● GOAL OF THE EXERCISE: Copy exactly the lines that run from the top of the listing to the line containing "['30', '1'], ['28', '1']];", both ends included, and omit the pictures.

● SUPPLIED DATA:
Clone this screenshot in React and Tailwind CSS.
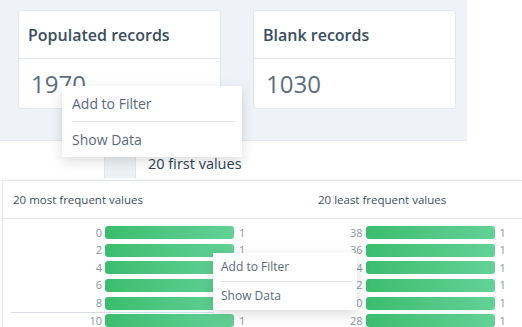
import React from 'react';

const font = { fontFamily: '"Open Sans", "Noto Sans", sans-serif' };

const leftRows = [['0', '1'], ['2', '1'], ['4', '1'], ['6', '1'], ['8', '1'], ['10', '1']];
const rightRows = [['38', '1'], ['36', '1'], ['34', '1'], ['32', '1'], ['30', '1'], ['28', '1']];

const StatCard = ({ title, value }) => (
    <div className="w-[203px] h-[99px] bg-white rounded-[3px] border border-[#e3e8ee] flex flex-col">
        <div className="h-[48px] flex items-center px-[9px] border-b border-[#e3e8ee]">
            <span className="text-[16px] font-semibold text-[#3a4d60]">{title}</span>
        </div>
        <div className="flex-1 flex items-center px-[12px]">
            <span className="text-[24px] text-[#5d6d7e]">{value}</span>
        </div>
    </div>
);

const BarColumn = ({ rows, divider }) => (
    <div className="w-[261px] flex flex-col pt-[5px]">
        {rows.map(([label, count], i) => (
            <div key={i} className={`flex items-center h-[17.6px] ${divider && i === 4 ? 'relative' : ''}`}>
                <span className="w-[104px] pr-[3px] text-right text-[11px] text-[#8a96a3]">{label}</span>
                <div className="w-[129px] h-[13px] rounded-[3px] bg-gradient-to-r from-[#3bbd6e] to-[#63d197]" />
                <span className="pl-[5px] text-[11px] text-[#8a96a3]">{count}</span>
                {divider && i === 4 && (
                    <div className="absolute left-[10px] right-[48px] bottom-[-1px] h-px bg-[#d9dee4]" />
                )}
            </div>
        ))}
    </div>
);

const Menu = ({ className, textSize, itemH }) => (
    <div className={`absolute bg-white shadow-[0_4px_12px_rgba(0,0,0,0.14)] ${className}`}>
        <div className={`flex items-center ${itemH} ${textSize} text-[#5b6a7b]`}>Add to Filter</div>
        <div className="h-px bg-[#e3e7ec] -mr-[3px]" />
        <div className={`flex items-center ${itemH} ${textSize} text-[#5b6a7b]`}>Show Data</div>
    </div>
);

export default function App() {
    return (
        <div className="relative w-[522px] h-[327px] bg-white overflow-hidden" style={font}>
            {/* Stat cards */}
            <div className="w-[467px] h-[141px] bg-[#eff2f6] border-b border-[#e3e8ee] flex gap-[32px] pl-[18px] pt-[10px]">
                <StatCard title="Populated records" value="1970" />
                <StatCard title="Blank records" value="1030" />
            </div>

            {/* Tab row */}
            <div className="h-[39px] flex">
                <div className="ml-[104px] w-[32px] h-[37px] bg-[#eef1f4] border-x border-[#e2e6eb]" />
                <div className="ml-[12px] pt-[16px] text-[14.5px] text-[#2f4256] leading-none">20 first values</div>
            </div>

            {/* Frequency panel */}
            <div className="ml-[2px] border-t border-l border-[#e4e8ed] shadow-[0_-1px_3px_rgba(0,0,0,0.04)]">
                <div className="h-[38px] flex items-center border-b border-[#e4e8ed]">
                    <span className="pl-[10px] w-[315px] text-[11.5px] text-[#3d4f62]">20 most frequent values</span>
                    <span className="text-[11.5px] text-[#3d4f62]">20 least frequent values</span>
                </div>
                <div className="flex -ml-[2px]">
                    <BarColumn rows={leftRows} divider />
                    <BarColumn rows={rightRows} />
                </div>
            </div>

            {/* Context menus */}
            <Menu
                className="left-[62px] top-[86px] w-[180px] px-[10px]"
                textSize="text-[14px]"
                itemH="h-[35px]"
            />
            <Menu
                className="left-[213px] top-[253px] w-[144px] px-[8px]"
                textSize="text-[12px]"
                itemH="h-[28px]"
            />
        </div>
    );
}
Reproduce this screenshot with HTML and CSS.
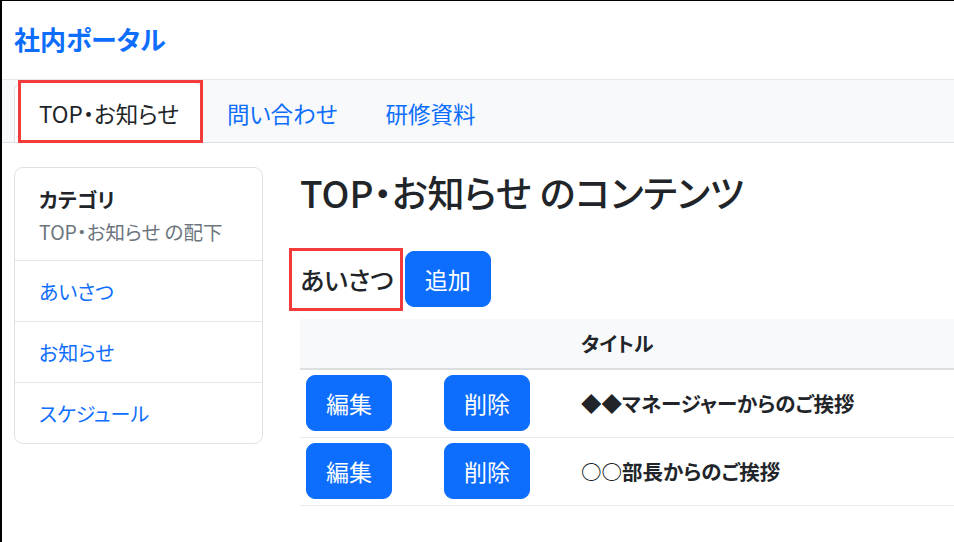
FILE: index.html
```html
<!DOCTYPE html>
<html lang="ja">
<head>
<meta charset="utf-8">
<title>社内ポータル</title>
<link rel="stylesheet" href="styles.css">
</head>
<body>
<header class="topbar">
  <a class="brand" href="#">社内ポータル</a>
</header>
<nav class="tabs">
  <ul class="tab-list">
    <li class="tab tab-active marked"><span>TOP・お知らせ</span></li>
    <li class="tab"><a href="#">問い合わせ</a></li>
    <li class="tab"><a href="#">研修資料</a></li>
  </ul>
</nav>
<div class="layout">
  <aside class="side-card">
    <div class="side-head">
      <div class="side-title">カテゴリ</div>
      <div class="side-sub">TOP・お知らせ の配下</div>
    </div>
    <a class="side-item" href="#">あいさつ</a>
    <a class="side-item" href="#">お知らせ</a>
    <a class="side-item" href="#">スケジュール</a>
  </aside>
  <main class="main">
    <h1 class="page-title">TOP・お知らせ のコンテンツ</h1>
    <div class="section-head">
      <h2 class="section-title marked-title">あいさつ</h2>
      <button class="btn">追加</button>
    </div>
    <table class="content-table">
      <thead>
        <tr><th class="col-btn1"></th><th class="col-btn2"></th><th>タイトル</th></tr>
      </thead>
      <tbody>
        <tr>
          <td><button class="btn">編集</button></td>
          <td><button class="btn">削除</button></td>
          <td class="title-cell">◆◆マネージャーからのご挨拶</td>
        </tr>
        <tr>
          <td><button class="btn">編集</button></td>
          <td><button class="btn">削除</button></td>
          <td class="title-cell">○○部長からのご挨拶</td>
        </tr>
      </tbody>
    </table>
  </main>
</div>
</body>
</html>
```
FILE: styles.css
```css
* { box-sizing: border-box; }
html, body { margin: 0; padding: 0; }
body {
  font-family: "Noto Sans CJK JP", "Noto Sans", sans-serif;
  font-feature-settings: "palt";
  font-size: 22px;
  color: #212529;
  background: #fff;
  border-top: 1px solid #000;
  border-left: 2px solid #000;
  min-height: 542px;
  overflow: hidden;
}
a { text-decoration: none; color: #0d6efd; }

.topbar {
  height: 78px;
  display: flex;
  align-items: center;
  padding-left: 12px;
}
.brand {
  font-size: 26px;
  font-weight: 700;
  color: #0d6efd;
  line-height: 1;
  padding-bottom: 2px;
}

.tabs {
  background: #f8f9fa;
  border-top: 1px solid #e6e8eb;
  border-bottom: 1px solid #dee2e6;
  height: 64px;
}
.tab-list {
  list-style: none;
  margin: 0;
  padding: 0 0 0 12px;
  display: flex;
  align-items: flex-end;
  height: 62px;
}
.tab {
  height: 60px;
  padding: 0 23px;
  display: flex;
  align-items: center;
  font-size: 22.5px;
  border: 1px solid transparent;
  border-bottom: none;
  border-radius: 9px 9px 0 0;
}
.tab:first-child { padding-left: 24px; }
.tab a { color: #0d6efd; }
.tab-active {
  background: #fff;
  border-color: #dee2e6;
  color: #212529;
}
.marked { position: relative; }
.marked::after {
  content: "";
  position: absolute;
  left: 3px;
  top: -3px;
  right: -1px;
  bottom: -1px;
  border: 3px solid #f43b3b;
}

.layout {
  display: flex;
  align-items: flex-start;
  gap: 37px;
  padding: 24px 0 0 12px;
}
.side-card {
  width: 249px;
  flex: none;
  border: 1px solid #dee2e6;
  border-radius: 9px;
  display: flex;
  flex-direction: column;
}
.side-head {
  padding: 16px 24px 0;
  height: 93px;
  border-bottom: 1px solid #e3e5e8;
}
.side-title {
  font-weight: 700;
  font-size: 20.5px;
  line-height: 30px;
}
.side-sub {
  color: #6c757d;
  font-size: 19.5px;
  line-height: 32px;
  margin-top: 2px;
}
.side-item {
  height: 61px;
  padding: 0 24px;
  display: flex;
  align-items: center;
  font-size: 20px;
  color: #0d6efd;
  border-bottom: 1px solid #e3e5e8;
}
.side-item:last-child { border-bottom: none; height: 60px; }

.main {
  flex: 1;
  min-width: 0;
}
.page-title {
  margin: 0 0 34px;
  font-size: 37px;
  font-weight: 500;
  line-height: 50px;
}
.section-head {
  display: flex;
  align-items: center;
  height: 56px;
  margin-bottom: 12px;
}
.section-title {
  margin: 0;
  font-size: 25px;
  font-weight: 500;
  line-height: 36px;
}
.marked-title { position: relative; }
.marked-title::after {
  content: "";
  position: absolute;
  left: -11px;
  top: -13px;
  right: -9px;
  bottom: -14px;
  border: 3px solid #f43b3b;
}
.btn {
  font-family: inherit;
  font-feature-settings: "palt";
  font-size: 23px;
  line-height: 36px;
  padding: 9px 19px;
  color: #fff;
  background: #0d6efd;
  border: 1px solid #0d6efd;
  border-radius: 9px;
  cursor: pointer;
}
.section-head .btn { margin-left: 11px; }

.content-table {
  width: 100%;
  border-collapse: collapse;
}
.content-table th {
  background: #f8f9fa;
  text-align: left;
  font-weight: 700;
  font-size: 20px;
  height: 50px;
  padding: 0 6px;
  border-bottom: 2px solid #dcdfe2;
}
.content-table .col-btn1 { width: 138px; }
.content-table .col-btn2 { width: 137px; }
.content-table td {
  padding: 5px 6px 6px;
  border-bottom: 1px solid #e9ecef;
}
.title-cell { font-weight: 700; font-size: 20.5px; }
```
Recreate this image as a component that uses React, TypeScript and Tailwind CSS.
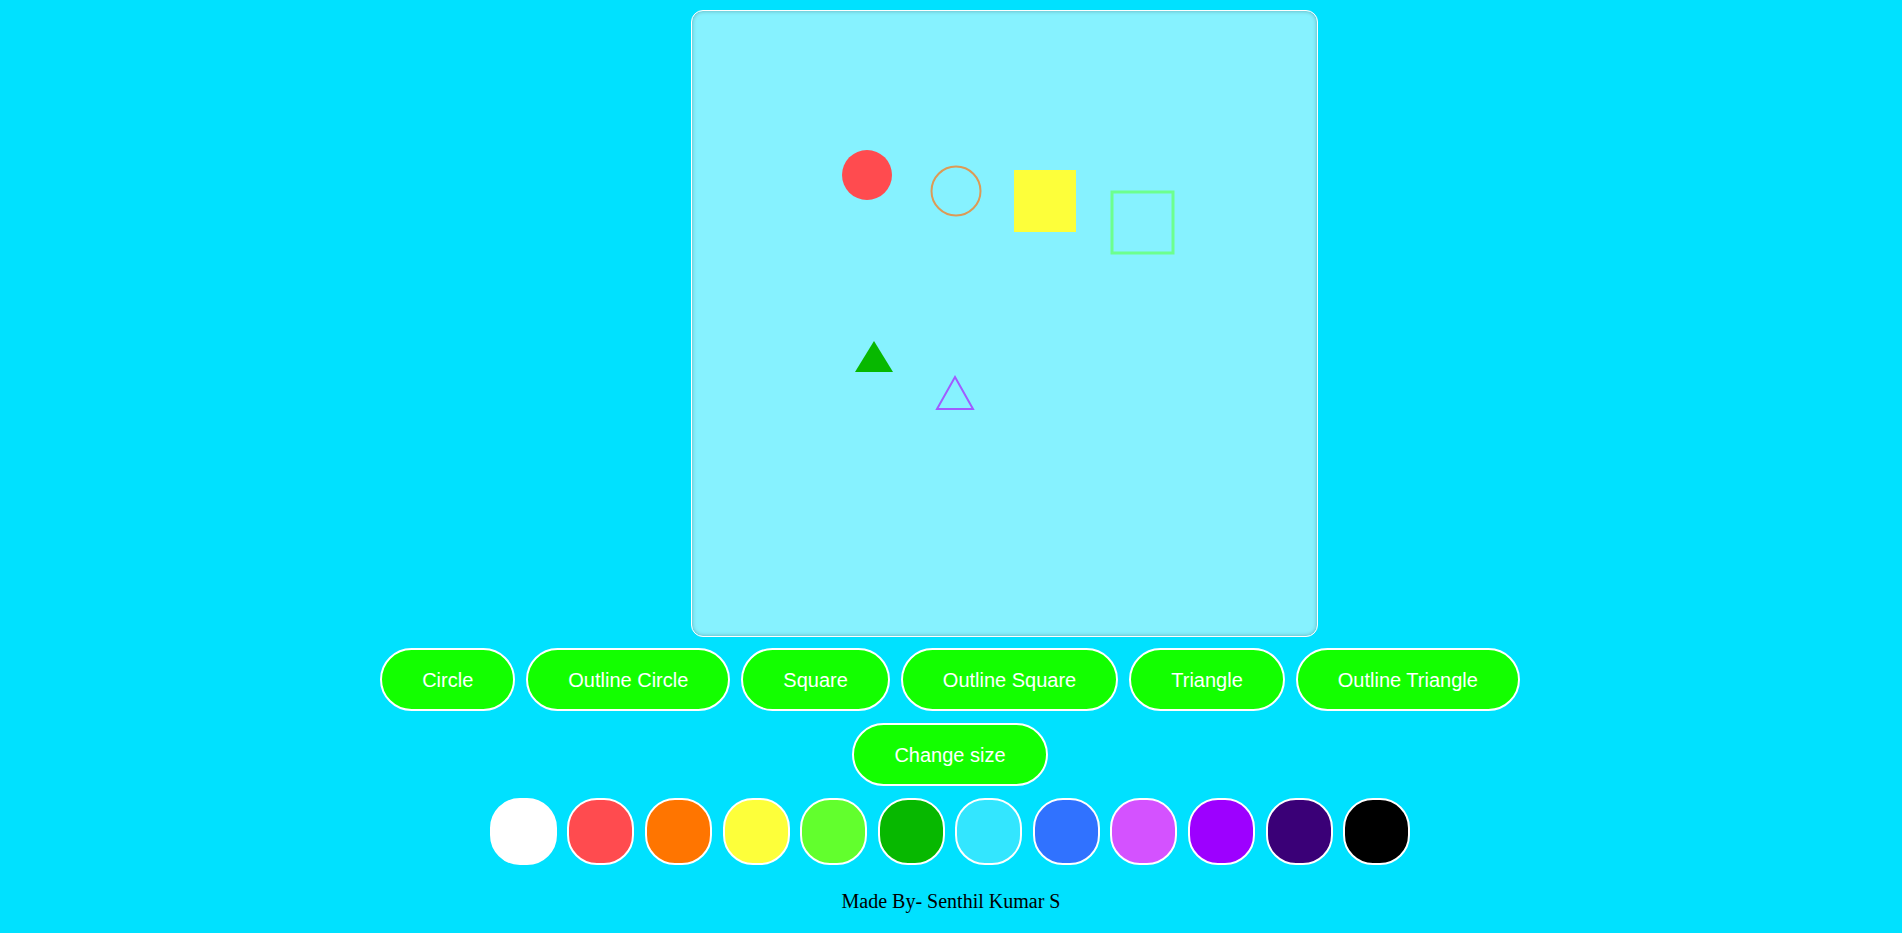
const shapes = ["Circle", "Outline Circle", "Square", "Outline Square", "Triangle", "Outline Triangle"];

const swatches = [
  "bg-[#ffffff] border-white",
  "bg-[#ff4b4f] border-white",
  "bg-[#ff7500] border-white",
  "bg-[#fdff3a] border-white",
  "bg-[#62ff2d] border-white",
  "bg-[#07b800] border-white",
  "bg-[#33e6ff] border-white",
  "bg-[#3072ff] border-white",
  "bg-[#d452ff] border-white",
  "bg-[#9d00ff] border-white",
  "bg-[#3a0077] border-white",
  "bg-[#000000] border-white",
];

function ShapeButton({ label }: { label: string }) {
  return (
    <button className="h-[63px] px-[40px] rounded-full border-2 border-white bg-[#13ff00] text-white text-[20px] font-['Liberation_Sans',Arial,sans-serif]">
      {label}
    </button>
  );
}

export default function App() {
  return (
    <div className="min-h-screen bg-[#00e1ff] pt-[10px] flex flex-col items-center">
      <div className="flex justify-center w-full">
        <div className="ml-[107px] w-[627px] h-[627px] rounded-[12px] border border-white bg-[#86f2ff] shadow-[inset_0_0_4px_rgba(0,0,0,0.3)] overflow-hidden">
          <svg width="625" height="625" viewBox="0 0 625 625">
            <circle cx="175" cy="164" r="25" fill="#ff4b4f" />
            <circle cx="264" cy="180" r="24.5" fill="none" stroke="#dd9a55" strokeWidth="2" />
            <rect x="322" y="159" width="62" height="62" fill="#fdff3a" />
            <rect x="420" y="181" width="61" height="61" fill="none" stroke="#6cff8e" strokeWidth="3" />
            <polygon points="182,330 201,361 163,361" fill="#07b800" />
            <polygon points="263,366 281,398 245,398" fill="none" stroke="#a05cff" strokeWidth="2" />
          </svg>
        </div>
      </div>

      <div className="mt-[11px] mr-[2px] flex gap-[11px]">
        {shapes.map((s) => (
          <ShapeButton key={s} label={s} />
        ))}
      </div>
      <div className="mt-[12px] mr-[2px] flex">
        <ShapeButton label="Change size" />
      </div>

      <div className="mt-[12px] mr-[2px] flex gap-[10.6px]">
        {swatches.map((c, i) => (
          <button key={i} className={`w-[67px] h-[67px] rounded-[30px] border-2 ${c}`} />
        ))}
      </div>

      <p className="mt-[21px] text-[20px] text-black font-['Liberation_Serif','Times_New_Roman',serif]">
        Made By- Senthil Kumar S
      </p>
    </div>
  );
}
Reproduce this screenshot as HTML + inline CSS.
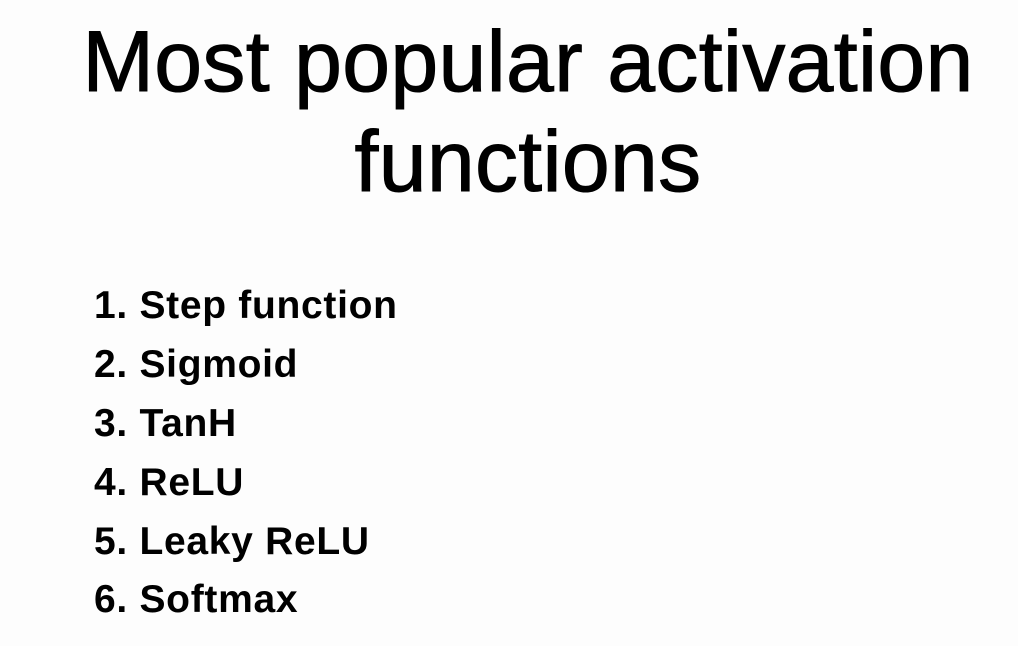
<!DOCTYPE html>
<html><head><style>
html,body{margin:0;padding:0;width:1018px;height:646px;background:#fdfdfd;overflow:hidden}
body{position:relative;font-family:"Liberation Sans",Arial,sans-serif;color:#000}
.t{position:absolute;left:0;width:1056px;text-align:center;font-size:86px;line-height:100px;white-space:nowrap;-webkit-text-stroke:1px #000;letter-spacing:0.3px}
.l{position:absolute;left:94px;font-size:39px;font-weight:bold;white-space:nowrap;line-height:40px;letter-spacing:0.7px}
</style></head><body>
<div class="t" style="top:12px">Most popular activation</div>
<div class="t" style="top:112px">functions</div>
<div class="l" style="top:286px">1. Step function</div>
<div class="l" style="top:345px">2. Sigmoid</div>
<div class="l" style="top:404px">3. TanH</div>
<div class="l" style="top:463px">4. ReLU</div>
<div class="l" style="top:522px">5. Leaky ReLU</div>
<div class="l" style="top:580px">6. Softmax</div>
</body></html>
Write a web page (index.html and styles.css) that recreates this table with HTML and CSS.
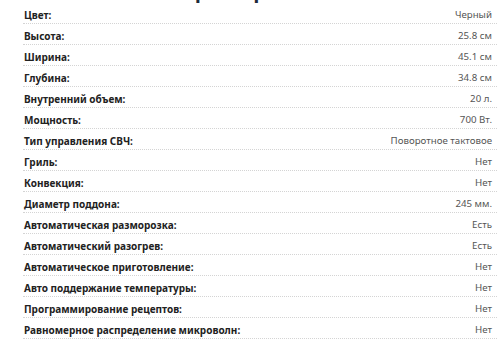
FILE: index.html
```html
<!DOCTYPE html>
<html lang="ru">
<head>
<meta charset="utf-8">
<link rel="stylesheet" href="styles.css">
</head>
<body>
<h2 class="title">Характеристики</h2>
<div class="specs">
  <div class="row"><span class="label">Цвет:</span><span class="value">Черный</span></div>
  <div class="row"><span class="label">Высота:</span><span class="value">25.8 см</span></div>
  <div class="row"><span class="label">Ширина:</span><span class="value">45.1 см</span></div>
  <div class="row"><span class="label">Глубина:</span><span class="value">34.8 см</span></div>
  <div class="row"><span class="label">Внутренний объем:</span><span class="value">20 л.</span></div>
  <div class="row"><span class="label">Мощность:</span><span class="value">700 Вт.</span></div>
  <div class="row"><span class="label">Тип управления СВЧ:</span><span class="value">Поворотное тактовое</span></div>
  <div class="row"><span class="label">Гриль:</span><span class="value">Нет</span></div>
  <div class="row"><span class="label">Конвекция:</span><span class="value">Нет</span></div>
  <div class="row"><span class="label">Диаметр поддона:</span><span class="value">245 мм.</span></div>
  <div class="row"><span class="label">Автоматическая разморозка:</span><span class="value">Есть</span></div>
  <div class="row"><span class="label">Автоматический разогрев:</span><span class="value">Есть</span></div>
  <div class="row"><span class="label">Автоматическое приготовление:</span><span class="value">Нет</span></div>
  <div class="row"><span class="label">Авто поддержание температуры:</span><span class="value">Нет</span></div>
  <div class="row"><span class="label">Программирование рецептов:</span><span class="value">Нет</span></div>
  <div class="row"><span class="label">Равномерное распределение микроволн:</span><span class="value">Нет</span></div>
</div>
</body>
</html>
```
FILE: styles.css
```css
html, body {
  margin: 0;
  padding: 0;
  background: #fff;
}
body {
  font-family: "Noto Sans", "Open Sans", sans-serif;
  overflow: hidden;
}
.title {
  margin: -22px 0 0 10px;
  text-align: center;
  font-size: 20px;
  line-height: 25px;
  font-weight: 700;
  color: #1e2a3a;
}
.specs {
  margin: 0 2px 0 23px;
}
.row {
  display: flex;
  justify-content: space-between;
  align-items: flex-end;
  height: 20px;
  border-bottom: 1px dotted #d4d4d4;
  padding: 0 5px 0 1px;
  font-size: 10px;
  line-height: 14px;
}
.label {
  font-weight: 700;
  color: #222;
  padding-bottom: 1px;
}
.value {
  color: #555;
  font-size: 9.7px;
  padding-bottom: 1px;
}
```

● EXPECTED ANSWER:
Clone this screenshot in React and Tailwind CSS.
import React from 'react';

const font = { fontFamily: '"Open Sans", "Noto Sans", sans-serif' };

const leftRows = [['0', '1'], ['2', '1'], ['4', '1'], ['6', '1'], ['8', '1'], ['10', '1']];
const rightRows = [['38', '1'], ['36', '1'], ['34', '1'], ['32', '1'], ['30', '1'], ['28', '1']];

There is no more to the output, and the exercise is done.